Wednesday, August 19, 2015


As I grew up being hearing impaired, I have always been glued to the TV but not able to follow up with news or movies so one day when my dad came in from an outing, he took the remote and turned on subtitle for me, I was so excited and ever since, I have been depending on subtitles when I want to watch TV or movies because if it is not on, then I would not be able to follow up and I will lose interest soon after.

In Deaf world, we cannot hear what is being said on the TV or Movies so we depend on subtitles and it carry us along too when we are watching along with hearing people. Thanks go to those who initiated subtitles and also to those who have the heart to put the subtitles on TV and movies.

When I applied to Walden University for Masters, (Walden University is an online university), I was told that I would be receiving lectures live online, I asked myself, how am I able to follow up with what is lectured online?
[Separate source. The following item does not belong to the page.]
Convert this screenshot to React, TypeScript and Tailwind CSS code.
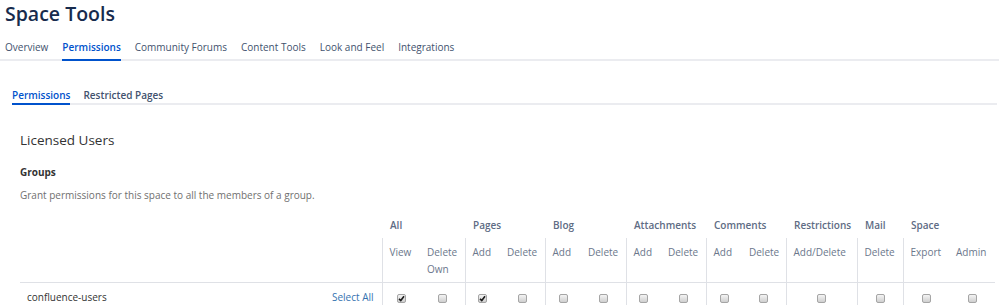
import React from 'react';

type Col = { label: string[]; width: number; checked?: boolean };
type Group = { title: string; cols: Col[] };

const groups: Group[] = [
  { title: 'All', cols: [{ label: ['View'], width: 38, checked: true }, { label: ['Delete', 'Own'], width: 45 }] },
  { title: 'Pages', cols: [{ label: ['Add'], width: 35, checked: true }, { label: ['Delete'], width: 45 }] },
  { title: 'Blog', cols: [{ label: ['Add'], width: 36 }, { label: ['Delete'], width: 45 }] },
  { title: 'Attachments', cols: [{ label: ['Add'], width: 35 }, { label: ['Delete'], width: 45 }] },
  { title: 'Comments', cols: [{ label: ['Add'], width: 36 }, { label: ['Delete'], width: 44 }] },
  { title: 'Restrictions', cols: [{ label: ['Add/Delete'], width: 71 }] },
  { title: 'Mail', cols: [{ label: ['Delete'], width: 46 }] },
  { title: 'Space', cols: [{ label: ['Export'], width: 46 }, { label: ['Admin'], width: 46 }] },
];

const navItems = ['Overview', 'Permissions', 'Community Forums', 'Content Tools', 'Look and Feel', 'Integrations'];

const Checkbox: React.FC<{ checked?: boolean }> = ({ checked }) => (
  <span className="inline-flex w-[9px] h-[9px] rounded-[2px] border border-[#a5a5a5] bg-gradient-to-b from-[#f4f4f4] to-[#cfcfcf] items-center justify-center align-middle">
    {checked && (
      <svg width="7" height="7" viewBox="0 0 7 7">
        <path d="M1 3.8 L2.8 5.5 L6 1.3" fill="none" stroke="#1a1a1a" strokeWidth="1.6" />
      </svg>
    )}
  </span>
);

const App: React.FC = () => {
  return (
    <div className="w-[999px] h-[305px] overflow-hidden bg-white font-['Open_Sans',sans-serif] text-[#333]">
      {/* Header */}
      <div className="px-[5px]">
        <h1 className="h-[28px] leading-[28px] text-[19.5px] font-semibold text-[#172b4d]">Space Tools</h1>
      </div>
      <div className="flex gap-[14px] px-[5px] border-b-2 border-[#ebecf0]">
        {navItems.map((item) => (
          <div
            key={item}
            className={
              item === 'Permissions'
                ? 'pt-[12px] pb-[5px] leading-[14px] text-[10px] font-semibold text-[#0052cc] border-b-2 border-[#0052cc] -mb-[2px]'
                : 'pt-[12px] pb-[5px] leading-[14px] text-[10px] text-[#42526e] border-b-2 border-transparent -mb-[2px]'
            }
          >
            {item}
          </div>
        ))}
      </div>

      {/* Sub tabs */}
      <div className="ml-[12px] mr-[2px] mt-[27px] flex gap-[13px] border-b-2 border-[#ebecf0]">
        <div className="pb-[1px] leading-[14px] text-[10px] font-semibold text-[#0052cc] border-b-2 border-[#0052cc] -mb-[2px]">
          Permissions
        </div>
        <div className="pb-[1px] leading-[14px] text-[10px] font-semibold text-[#42526e] border-b-2 border-transparent -mb-[2px]">
          Restricted Pages
        </div>
      </div>

      <div className="px-[20px]">
        <h2 className="mt-[25px] h-[20px] leading-[20px] text-[13.5px] text-[#333]">Licensed Users</h2>
        <h3 className="mt-[14px] h-[16px] leading-[16px] text-[10px] font-bold text-[#333]">Groups</h3>
        <p className="mt-[7px] h-[16px] leading-[16px] text-[10px] text-[#707070]">
          Grant permissions for this space to all the members of a group.
        </p>

        <table className="mt-[9px] w-[975px] table-fixed border-collapse text-[10px]">
          <colgroup>
            <col className="w-[362px]" />
            {groups.flatMap((g) => g.cols).map((c, i) => (
              <col key={i} style={{ width: c.width }} />
            ))}
          </colgroup>
          <thead>
            <tr>
              <th />
              {groups.map((g) => (
                <th
                  key={g.title}
                  colSpan={g.cols.length}
                  className="pt-[5px] pb-[5px] pl-[8px] leading-[16px] text-left font-semibold text-[#5e6c84]"
                >
                  {g.title}
                </th>
              ))}
            </tr>
            <tr className="border-b border-[#dfe1e6]">
              <th />
              {groups.map((g) =>
                g.cols.map((c, i) => (
                  <th
                    key={g.title + i}
                    className={
                      'pt-[6px] pb-[4px] pl-[7px] align-top text-left font-normal leading-[17px] text-[#6b778c] whitespace-nowrap ' +
                      (i === 0 ? 'border-l border-[#dfe1e6]' : '')
                    }
                  >
                    {c.label.map((l) => (
                      <div key={l}>{l}</div>
                    ))}
                  </th>
                ))
              )}
            </tr>
          </thead>
          <tbody>
            <tr>
              <td className="pt-[6px] pb-[6px] pl-[7px] pr-[8px] leading-[16px]">
                <div className="flex justify-between">
                  <span className="text-[#333]">confluence-users</span>
                  <span className="text-[#3572b0]">Select All</span>
                </div>
              </td>
              {groups.map((g) =>
                g.cols.map((c, i) => (
                  <td
                    key={g.title + i}
                    className={'pt-[6px] pb-[6px] text-center leading-[16px] ' + (i === 0 ? 'border-l border-[#dfe1e6]' : '')}
                  >
                    <Checkbox checked={c.checked} />
                  </td>
                ))
              )}
            </tr>
          </tbody>
        </table>
      </div>
    </div>
  );
};

export default App;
So I contacted academic adviser and explained my situation to him. (In my mind, I was thinking that I will be excluded because of the discrimination everywhere), I got a reply from him; he said I should turn on CC that’s Closed Caption. Since then, I have been following up with lectures like others.

The difference between closed captions and subtitles is that we also have subtitles for the deaf and hard of hearing which is known as SDH:

CLOSED CAPTIONS (CC) Closed captions are a text version of the spoken part of a television, movie, or computer presentation. Closed captioning was developed to aid hearing-impaired people, but it's useful for a variety of situations. For example, captions can be read when audio can't be heard, either because of a noisy environment, such as an airport, or because of an environment that must be kept quiet, such as a hospital.
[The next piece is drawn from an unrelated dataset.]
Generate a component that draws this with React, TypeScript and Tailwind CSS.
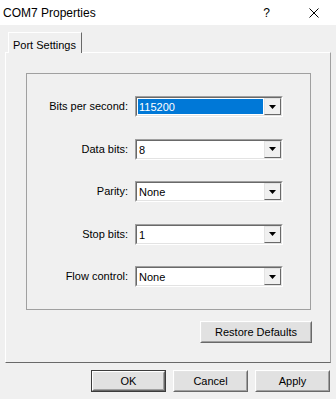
import React from "react";

const rows = [
  { label: "Bits per second:", value: "115200", selected: true },
  { label: "Data bits:", value: "8" },
  { label: "Parity:", value: "None" },
  { label: "Stop bits:", value: "1" },
  { label: "Flow control:", value: "None" },
];

function Combo({ value, selected }: { value: string; selected?: boolean }) {
  return (
    <div className="w-[148px] h-[21px] border border-t-[#a0a0a0] border-l-[#a0a0a0] border-b-white border-r-white">
      <div className="h-full flex border border-t-[#696969] border-l-[#696969] border-b-[#e3e3e3] border-r-[#e3e3e3] bg-white">
        <div className="flex-1 p-px">
          <div
            className={
              selected
                ? "h-full bg-[#0078d7] text-white pl-[1px] leading-[16px]"
                : "h-full text-black pl-[1px] leading-[16px]"
            }
          >
            {value}
          </div>
        </div>
        <div className="w-[17px] h-full bg-[#f0f0f0] border border-t-[#e3e3e3] border-l-[#e3e3e3] border-b-[#696969] border-r-[#696969] flex items-center justify-center">
          <svg width="7" height="4" viewBox="0 0 7 4">
            <path d="M0 0h7L3.5 4z" fill="#000" />
          </svg>
        </div>
      </div>
    </div>
  );
}

function Button({ children, width, isDefault }: { children: React.ReactNode; width: string; isDefault?: boolean }) {
  return (
    <div
      className={
        (isDefault ? "border border-[#3c3c3c] " : "") +
        width +
        " h-[22px] flex"
      }
    >
      <div className="flex-1 flex border border-t-white border-l-white border-b-[#696969] border-r-[#696969]">
        <div className="flex-1 flex items-center justify-center border border-t-[#e3e3e3] border-l-[#e3e3e3] border-b-[#a0a0a0] border-r-[#a0a0a0] bg-[#e1e1e1] text-black">
          {children}
        </div>
      </div>
    </div>
  );
}

export default function App() {
  return (
    <div
      className="w-[336px] h-[399px] bg-[#f0f0f0] text-[11px] text-black flex flex-col overflow-hidden"
      style={{ fontFamily: '"Liberation Sans", Arial, sans-serif' }}
    >
      {/* barra de título */}
      <div className="h-[25px] bg-white flex items-center pl-[3px] text-[12px]">
        <span>COM7 Properties</span>
        <span className="ml-auto mr-[39px]">?</span>
        <svg width="10" height="10" viewBox="0 0 10 10" className="mr-[17px]">
          <path d="M0.5 0.5l9 9M9.5 0.5l-9 9" stroke="#000" strokeWidth="1" />
        </svg>
      </div>

      {/* pestaña */}
      <div className="pl-[8px] pt-[7px] flex">
        <div className="relative z-10 -mb-px w-[74px] h-[21px] bg-[#f0f0f0] border-t border-l border-white border-r border-r-[#696969] flex items-start pt-[4px] pl-[4px]">
          Port Settings
        </div>
      </div>

      {/* página */}
      <div className="ml-[5px] w-[326px] h-[311px] border border-t-white border-l-white border-r-[#a0a0a0] border-b-[#696969] flex flex-col">
        <div className="ml-[20px] mt-[20px] w-[285px] h-[237px] border border-[#a0a0a0] flex flex-col pt-[22px] gap-[21.5px]">
          {rows.map((r) => (
            <div key={r.label} className="flex items-center">
              <div className="w-[108px] text-right pr-[7px]">{r.label}</div>
              <Combo value={r.value} selected={r.selected} />
            </div>
          ))}
        </div>
        <div className="flex justify-end mt-[11px] pr-[18px]">
          <Button width="w-[112px]">Restore Defaults</Button>
        </div>
      </div>

      {/* botones */}
      <div className="flex justify-end gap-[7px] pr-[6px] mt-[7px]">
        <Button width="w-[75px]" isDefault>
          OK
        </Button>
        <Button width="w-[75px]">Cancel</Button>
        <Button width="w-[75px]">Apply</Button>
      </div>
    </div>
  );
}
Subtitles are intended for viewers who can hear the audio, but cannot understand the language. They communicate the spoken content but not the sound effects. They are often associated with translation; sometimes, multilingual subtitles are available.

SDH are subtitles in the source language of the video that also include important non-dialogue audio sound effects and speaker identification. While normal subtitles assume the viewer can hear the audio but do not know the spoken language, SDH assume that the viewer cannot hear the audio (like with captions). They are intended to emulate closed captions on media that does not support closed captions, such as Blu-ray.